The Chicago-based company, which has faced soaring commodities and freight costs for more than a year, also blamed the divestiture of its Wesson oil business and the impact of foreign exchange. Sales in the fourth quarter declined across Conagra's business units.
As higher input costs forced Conagra and other consumer goods makers to raise prices, the industry has also lost share to low-priced private label brands at Walmart, Kroger and Amazon.com.
"By the end of the quarter, price gaps were simply too wide for consumers to ignore and we lost volume," Conagra Chief Executive Sean Connolly said on a post-earnings call, noting that quarterly results were below expectations.
Conagra shares fell as much as 10%, the stock's worst day in six months.
Connolly said rivals also gained ground with aggressive promotions and that their lower prices ate into merchandising support it had expected for its Marie Callender's frozen meals.
Sales in Conagra's refrigerated and frozen business, previously a bright spot for the company, declined 0.6% to $687 million due in part to lower demand and a P.F. Chang's recall.
"Conagra's growth momentum in the frozen category appears to have started to taper off," Bernstein analyst Alexia Howard said. "This seems to have coincided with Kraft Heinz's heavy promotion in frozen products."
Conagra beefed up its portfolio of frozen food with its acquisition of Pinnacle Foods in 2018, adding healthy products from meat-alternative brand Gardein and Birds Eye.
"It might take longer than we thought for Conagra to normalize as management adjusts its business to the Pinnacle acquisition and fixes its shorter-term issues," Edward Jones analyst John Boylan said.

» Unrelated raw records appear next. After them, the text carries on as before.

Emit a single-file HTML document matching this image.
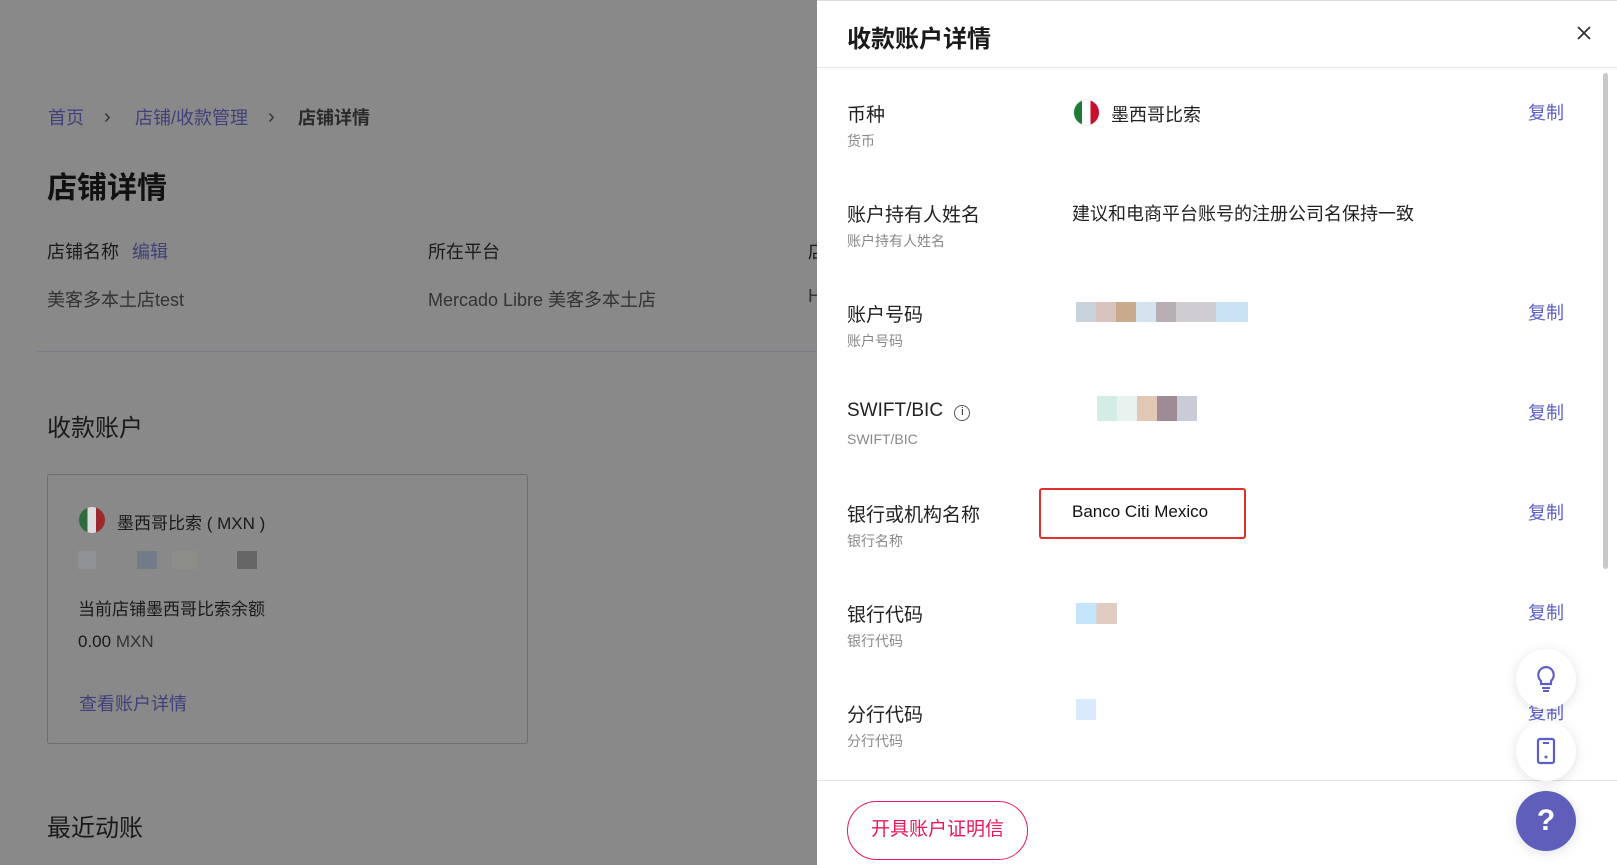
<!DOCTYPE html>
<html><head><meta charset="utf-8"><style>
*{margin:0;padding:0;box-sizing:border-box}
body{width:1617px;height:865px;overflow:hidden;font-family:"Liberation Sans","Noto Sans CJK SC",sans-serif;background:#898989;position:relative}
.a{position:absolute;white-space:nowrap}
.lk{color:#40407a}
.dr{position:absolute;left:817px;top:0;width:800px;height:865px;background:#fff;border-top:1px solid #ddd}
.lab{font-size:19px;color:#222}
.sub{font-size:14px;color:#888}
.cp{font-size:18px;color:#5b5fc7}
.fab{position:absolute;width:60px;height:60px;border-radius:50%;background:#fff;box-shadow:0 2px 12px rgba(0,0,0,.12);display:flex;align-items:center;justify-content:center}
.pix{position:absolute}
</style></head><body>
<div class="a lk" style="left:48px;top:104px;font-size:18px">首页</div>
<div class="a" style="left:104px;top:106px;font-size:20px;color:#333">›</div>
<div class="a lk" style="left:135px;top:104px;font-size:18px">店铺/收款管理</div>
<div class="a" style="left:268px;top:106px;font-size:20px;color:#333">›</div>
<div class="a" style="left:298px;top:104px;font-size:18px;color:#2a2a2a;font-weight:bold">店铺详情</div>
<div class="a" style="left:47px;top:163px;font-size:30px;color:#111;font-weight:bold">店铺详情</div>
<div class="a" style="left:47px;top:238px;font-size:18px;color:#1a1a1a">店铺名称 <span class="lk" style="margin-left:8px">编辑</span></div>
<div class="a" style="left:428px;top:238px;font-size:18px;color:#1a1a1a">所在平台</div>
<div class="a" style="left:808px;top:238px;font-size:18px;color:#1a1a1a">店</div>
<div class="a" style="left:47px;top:286px;font-size:18px;color:#333">美客多本土店test</div>
<div class="a" style="left:428px;top:286px;font-size:18px;color:#333">Mercado Libre 美客多本土店</div>
<div class="a" style="left:808px;top:286px;font-size:18px;color:#333">H</div>
<div class="a" style="left:37px;top:351px;width:780px;height:1px;background:#7a7a88"></div>
<div class="a" style="left:47px;top:408px;font-size:24px;color:#1a1a1a">收款账户</div>
<div class="a" style="left:47px;top:474px;width:481px;height:270px;border:1px solid #6e6e6e;border-radius:3px"></div>
<div class="a" style="left:79px;top:507px;width:26px;height:26px;border-radius:50%;background:linear-gradient(90deg,#2f6b3e 33%,#ddd 33% 66%,#9b2a2f 66%)"></div>
<div class="a" style="left:117px;top:509px;font-size:17px;color:#1a1a1a">墨西哥比索 ( MXN )</div>
<div class="a" style="left:78px;top:551px;width:18px;height:18px;background:#8f9194"></div>
<div class="a" style="left:137px;top:551px;width:20px;height:18px;background:#737a88"></div>
<div class="a" style="left:172px;top:551px;width:25px;height:18px;background:#8d8d8a"></div>
<div class="a" style="left:237px;top:551px;width:20px;height:18px;background:#666"></div>
<div class="a" style="left:78px;top:595px;font-size:17px;color:#1a1a1a">当前店铺墨西哥比索余额</div>
<div class="a" style="left:78px;top:632px;font-size:17px;color:#1a1a1a">0.00 <span style="color:#333">MXN</span></div>
<div class="a lk" style="left:79px;top:690px;font-size:18px">查看账户详情</div>
<div class="a" style="left:47px;top:808px;font-size:24px;color:#1a1a1a">最近动账</div>

<div class="dr">
<div class="a" style="left:30px;top:18px;font-size:24px;font-weight:bold;color:#1a1a1a">收款账户详情</div>
<svg class="a" style="left:759px;top:24px" width="16" height="16" viewBox="0 0 16 16"><path d="M2 2L14 14M14 2L2 14" stroke="#333" stroke-width="1.8"/></svg>
<div class="a" style="left:0;top:66px;width:800px;height:1px;background:#e8e8e8"></div>
<div class="a" style="left:786px;top:72px;width:5px;height:496px;border-radius:3px;background:#c8c8c8"></div>

<div class="a lab" style="left:30px;top:99px">币种</div><div class="a sub" style="left:30px;top:130px">货币</div>
<div class="a" style="left:256px;top:98px;width:27px;height:27px;border-radius:50%;background:linear-gradient(90deg,#1f7a3a 33%,#fff 33% 66%,#c8102e 66%);border:1px solid #eee"></div>
<div class="a" style="left:294px;top:100px;font-size:18px;color:#222">墨西哥比索</div>
<div class="a cp" style="left:711px;top:98px">复制</div>

<div class="a lab" style="left:30px;top:199px">账户持有人姓名</div><div class="a sub" style="left:30px;top:230px">账户持有人姓名</div>
<div class="a" style="left:255px;top:199px;font-size:18px;color:#222">建议和电商平台账号的注册公司名保持一致</div>

<div class="a lab" style="left:30px;top:299px">账户号码</div><div class="a sub" style="left:30px;top:330px">账户号码</div>
<div class="pix" style="left:259px;top:301px;width:172px;height:20px;background:linear-gradient(90deg,#c9d3dc 0 20px,#d9c4bd 20px 40px,#c9a98c 40px 60px,#d5e3ef 60px 80px,#b8aeb4 80px 100px,#cfcdd1 100px 140px,#c8e2f4 140px)"></div>
<div class="a cp" style="left:711px;top:298px">复制</div>

<div class="a lab" style="left:30px;top:399px">SWIFT/BIC <span style="display:inline-block;width:16px;height:16px;border:1.5px solid #555;border-radius:50%;font-size:11px;text-align:center;line-height:13px;margin-left:6px;vertical-align:1px">i</span></div><div class="a sub" style="left:30px;top:430px">SWIFT/BIC</div>
<div class="pix" style="left:280px;top:395px;width:100px;height:25px;background:linear-gradient(90deg,#d3ece6 0 20px,#e8f2ef 20px 40px,#e0c7b6 40px 60px,#9f8b96 60px 80px,#c9ccd6 80px)"></div>
<div class="a cp" style="left:711px;top:398px">复制</div>

<div class="a lab" style="left:30px;top:499px">银行或机构名称</div><div class="a sub" style="left:30px;top:530px">银行名称</div>
<div class="a" style="left:222px;top:487px;width:207px;height:51px;border:2.5px solid #e0302a;border-radius:3px"></div>
<div class="a" style="left:255px;top:501px;font-size:17px;color:#111">Banco Citi Mexico</div>
<div class="a cp" style="left:711px;top:498px">复制</div>

<div class="a lab" style="left:30px;top:599px">银行代码</div><div class="a sub" style="left:30px;top:630px">银行代码</div>
<div class="pix" style="left:259px;top:602px;width:41px;height:21px;background:linear-gradient(90deg,#c5e6fa 50%,#e2cbc1 50%)"></div>
<div class="a cp" style="left:711px;top:598px">复制</div>

<div class="a lab" style="left:30px;top:699px">分行代码</div><div class="a sub" style="left:30px;top:730px">分行代码</div>
<div class="pix" style="left:259px;top:698px;width:20px;height:21px;background:#d8eafb"></div>
<div class="a cp" style="left:711px;top:698px">复制</div>

<div class="a" style="left:0;top:779px;width:800px;height:1px;background:#e3e3e3"></div>
<div class="a" style="left:30px;top:800px;width:181px;height:59px;border:1.5px solid #e8185a;border-radius:30px;color:#e8185a;font-size:19px;text-align:center;line-height:56px">开具账户证明信</div>

<div class="fab" style="left:699px;top:648px"><svg width="26" height="30" viewBox="0 0 26 30"><path d="M13 3a8 8 0 0 0-5 14v3h10v-3a8 8 0 0 0-5-14z" fill="none" stroke="#5b5fc7" stroke-width="2.2"/><path d="M9 24h8M10 27h6" stroke="#5b5fc7" stroke-width="2"/></svg></div>
<div class="fab" style="left:699px;top:720px"><svg width="24" height="30" viewBox="0 0 24 30"><rect x="4" y="3" width="16" height="24" rx="2" fill="none" stroke="#5b5fc7" stroke-width="2.2"/><path d="M9 7h6" stroke="#5b5fc7" stroke-width="2"/><circle cx="12" cy="21" r="1.5" fill="#5b5fc7"/></svg></div>
<div class="fab" style="left:699px;top:790px;background:#5f5fbb;color:#fff;font-size:30px;font-weight:bold">?</div>
</div>
</body></html>
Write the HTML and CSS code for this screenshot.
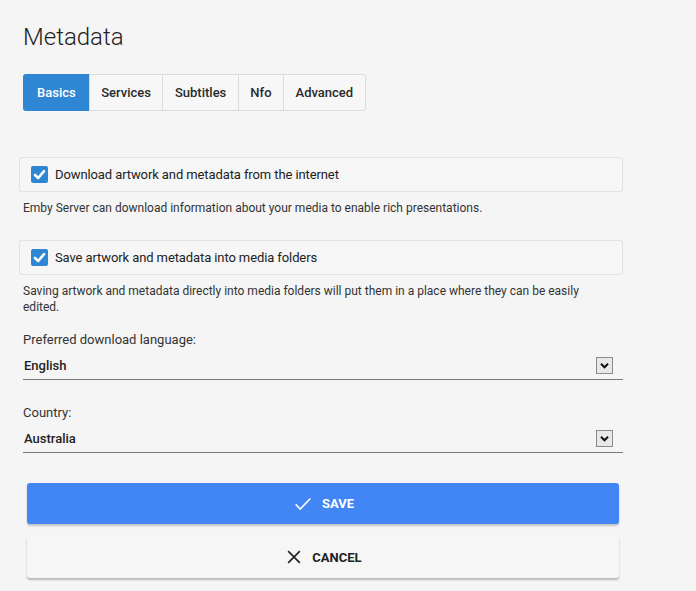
FILE: index.html
```html
<!DOCTYPE html>
<html>
<head>
<meta charset="utf-8">
<link rel="stylesheet" href="styles.css">
</head>
<body>
<div class="page">
  <h1 class="title">Metadata</h1>
  <div class="tabs">
    <div class="tab active">Basics</div>
    <div class="tab">Services</div>
    <div class="tab">Subtitles</div>
    <div class="tab">Nfo</div>
    <div class="tab">Advanced</div>
  </div>

  <div class="check-row first">
    <span class="checkbox"><svg viewBox="0 0 17 17" width="17" height="17"><path d="M4 9 L7.2 12 L13 5.2" fill="none" stroke="#fff" stroke-width="2.6" stroke-linecap="round" stroke-linejoin="round"/></svg></span>
    <span class="check-label">Download artwork and metadata from the internet</span>
  </div>
  <div class="desc">Emby Server can download information about your media to enable rich presentations.</div>

  <div class="check-row second">
    <span class="checkbox"><svg viewBox="0 0 17 17" width="17" height="17"><path d="M4 9 L7.2 12 L13 5.2" fill="none" stroke="#fff" stroke-width="2.6" stroke-linecap="round" stroke-linejoin="round"/></svg></span>
    <span class="check-label">Save artwork and metadata into media folders</span>
  </div>
  <div class="desc">Saving artwork and metadata directly into media folders will put them in a place where they can be easily edited.</div>

  <div class="field first-field">
    <div class="field-label">Preferred download language:</div>
    <div class="select">
      <span class="select-value">English</span>
      <span class="arrow"><svg viewBox="0 0 17 17" width="17" height="17"><path d="M4.5 6.5 L8.5 10.5 L12.5 6.5" fill="none" stroke="#111" stroke-width="2.2"/></svg></span>
    </div>
  </div>

  <div class="field second-field">
    <div class="field-label">Country:</div>
    <div class="select">
      <span class="select-value">Australia</span>
      <span class="arrow"><svg viewBox="0 0 17 17" width="17" height="17"><path d="M4.5 6.5 L8.5 10.5 L12.5 6.5" fill="none" stroke="#111" stroke-width="2.2"/></svg></span>
    </div>
  </div>

  <div class="buttons">
    <button class="btn save"><svg viewBox="0 0 24 24" width="22" height="22"><path d="M4 12.5 L9 17.5 L20 6" fill="none" stroke="#fff" stroke-width="1.8"/></svg><span>SAVE</span></button>
    <button class="btn cancel"><svg viewBox="0 0 24 24" width="20" height="20"><path d="M5 5 L19 19 M19 5 L5 19" fill="none" stroke="#222" stroke-width="2"/></svg><span>CANCEL</span></button>
  </div>
</div>
</body>
</html>
```

FILE: styles.css
```css
html, body {
  margin: 0;
  padding: 0;
  background: #f5f5f5;
}
body {
  font-family: Roboto, "Liberation Sans", sans-serif;
  color: #222;
  width: 696px;
  height: 591px;
  overflow: hidden;
}
.page {
  padding: 22px 73px 0 23px;
}
.title {
  margin: 0;
  font-size: 24px;
  line-height: 30px;
  font-weight: 300;
  color: #222;
}
.tabs {
  display: inline-flex;
  margin-top: 22px;
  border: 1px solid #dcdcdc;
  border-radius: 3px;
  height: 35px;
  background: #f7f7f7;
}
.tab {
  display: flex;
  align-items: center;
  font-size: 13px;
  font-weight: 500;
  color: #2a2a2a;
  padding: 0 11.5px;
  border-left: 1px solid #dcdcdc;
}
.tab:first-child {
  border-left: none;
}
.tab.active {
  background: #2f86d2;
  color: #fff;
  border-radius: 3px 0 0 3px;
  margin: -1px 0 -1px -1px;
  padding: 0 13px 0 14px;
}
.check-row {
  display: flex;
  align-items: center;
  height: 33px;
  margin-left: -4px;
  border: 1px solid #e2e2e2;
  border-radius: 3px;
  padding-left: 11px;
  background: #f6f6f6;
}
.check-row.first { margin-top: 46px; }
.check-row.second { margin-top: 24px; }
.checkbox {
  width: 17px;
  height: 17px;
  background: #2f86d2;
  border-radius: 2px;
  display: flex;
  margin-right: 7px;
}
.check-label {
  font-size: 13px;
  color: #222;
  letter-spacing: -0.1px;
}
.desc {
  font-size: 12px;
  line-height: 16px;
  color: #333;
  margin-top: 8px;
  max-width: 588px;
}
.field.first-field { margin-top: 17px; }
.field.second-field { margin-top: 25px; }
.field-label {
  font-size: 13px;
  line-height: 16px;
  color: #333;
}
.select {
  display: flex;
  align-items: center;
  justify-content: space-between;
  height: 27px;
  margin-top: 4px;
  border-bottom: 1px solid #777;
  padding-left: 1px;
}
.select-value {
  font-size: 13px;
  font-weight: 500;
  color: #222;
}
.arrow {
  width: 15px;
  height: 15px;
  border: 1px solid #8a8a8a;
  background: #e8e8e8;
  margin-right: 10px;
  display: flex;
  align-items: center;
  justify-content: center;
}
.arrow svg { width: 15px; height: 15px; }
.buttons {
  margin-top: 30px;
  padding: 0 4px;
  display: flex;
  flex-direction: column;
  gap: 12px;
}
.btn {
  display: flex;
  align-items: center;
  justify-content: center;
  gap: 8px;
  height: 41px;
  border: none;
  border-radius: 3px;
  font-family: Roboto, "Liberation Sans", sans-serif;
  font-size: 13px;
  font-weight: 700;
  padding: 0;
}
.save {
  background: #4285f4;
  color: #fff;
  box-shadow: 0 2px 2px rgba(0,0,0,0.2);
}
.cancel {
  background: #f6f6f6;
  color: #222;
  height: 42px;
  box-shadow: 0 2px 2px rgba(0,0,0,0.25);
}
```
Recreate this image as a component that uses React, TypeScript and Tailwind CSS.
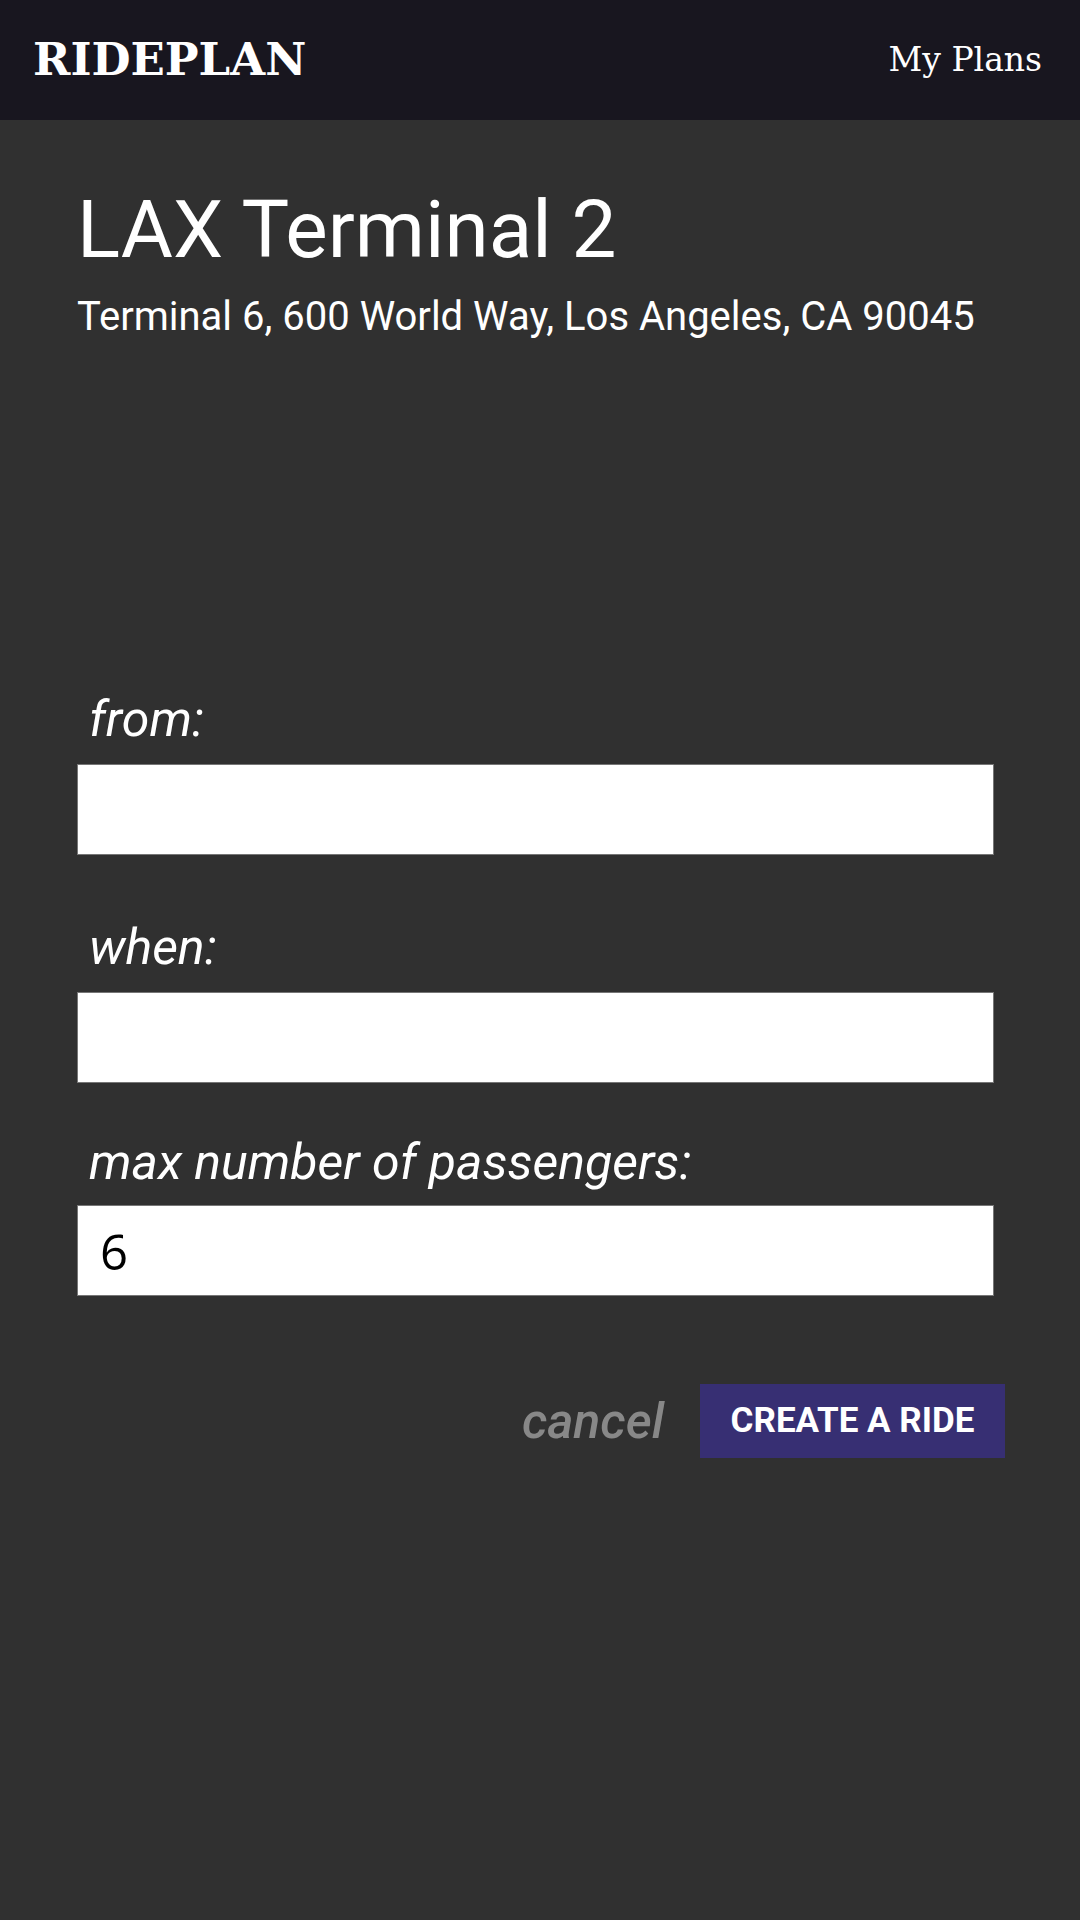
import React from 'react';

const labelCls = "block pl-[12px] text-[50px] italic text-white leading-[56px] font-['Roboto',sans-serif]";
const inputCls = "block w-[917px] h-[91px] bg-white border border-[#767676] px-[22px] text-[49px] text-black font-['Open_Sans',sans-serif] outline-none";

export default function App() {
   return (
      <div className="min-h-[1920px] bg-[#303030] font-['Roboto',sans-serif]">
         <header className="h-[120px] bg-[#18161f] flex items-center justify-between pl-[33px] pr-[38px]">
            <div className="text-[45px] font-bold text-white leading-[52px] font-['DejaVu_Serif',serif]">RIDEPLAN</div>
            <a className="text-[33px] text-white leading-[40px] font-['DejaVu_Serif',serif]">My Plans</a>
         </header>
         <main className="pl-[77px] pr-[75px]">
            <h1 className="mt-[70px] text-[80px] text-white leading-[80px]">LAX Terminal 2</h1>
            <p className="mt-[23px] text-[40px] text-white leading-[48px]">Terminal 6, 600 World Way, Los Angeles, CA 90045</p>

            <form className="mt-[350px]" onSubmit={(e) => e.preventDefault()}>
               <label className={labelCls}>from:</label>
               <input className={`${inputCls} mt-[17px]`} />

               <label className={`${labelCls} mt-[64px]`}>when:</label>
               <input className={`${inputCls} mt-[17px]`} />

               <label className={`${labelCls} mt-[51px]`}>max number of passengers:</label>
               <input className={`${inputCls} mt-[15px]`} defaultValue="6" />

               <div className="mt-[88px] flex items-center justify-end gap-[36px]">
                  <button type="button" className="text-[50px] italic font-medium text-[#888888] leading-[60px]">cancel</button>
                  <button type="submit" className="w-[305px] h-[74px] bg-[#372f73] text-white text-[35px] font-bold uppercase">Create a ride</button>
               </div>
            </form>
         </main>
      </div>
   );
}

With the sale of its frozen Italian food brand Gelit, Conagra expects current-year adjusted profit of $2.08-$2.18 per share, largely below estimates of $2.16, according to IBES data from Refinitiv.
Net sales rose 32.9% to $2.61 billion, mostly because of the acquisition of Pinnacle Foods, but missed expectations of $2.66 billion. Excluding items, the company earned 36 cents per share, short of the average analyst estimate of 41 cents.
Net sales in the company's grocery and snacks business - its biggest after Pinnacle and home to brands such as Slim Jim and Peter Pan - fell 7.1%. P.F. Chang's, Dukes and Peter Pan were affected by production challenges during the quarter, the company said. Some of the manufacturing issues really hit towards the end of the quarter, Connolly said.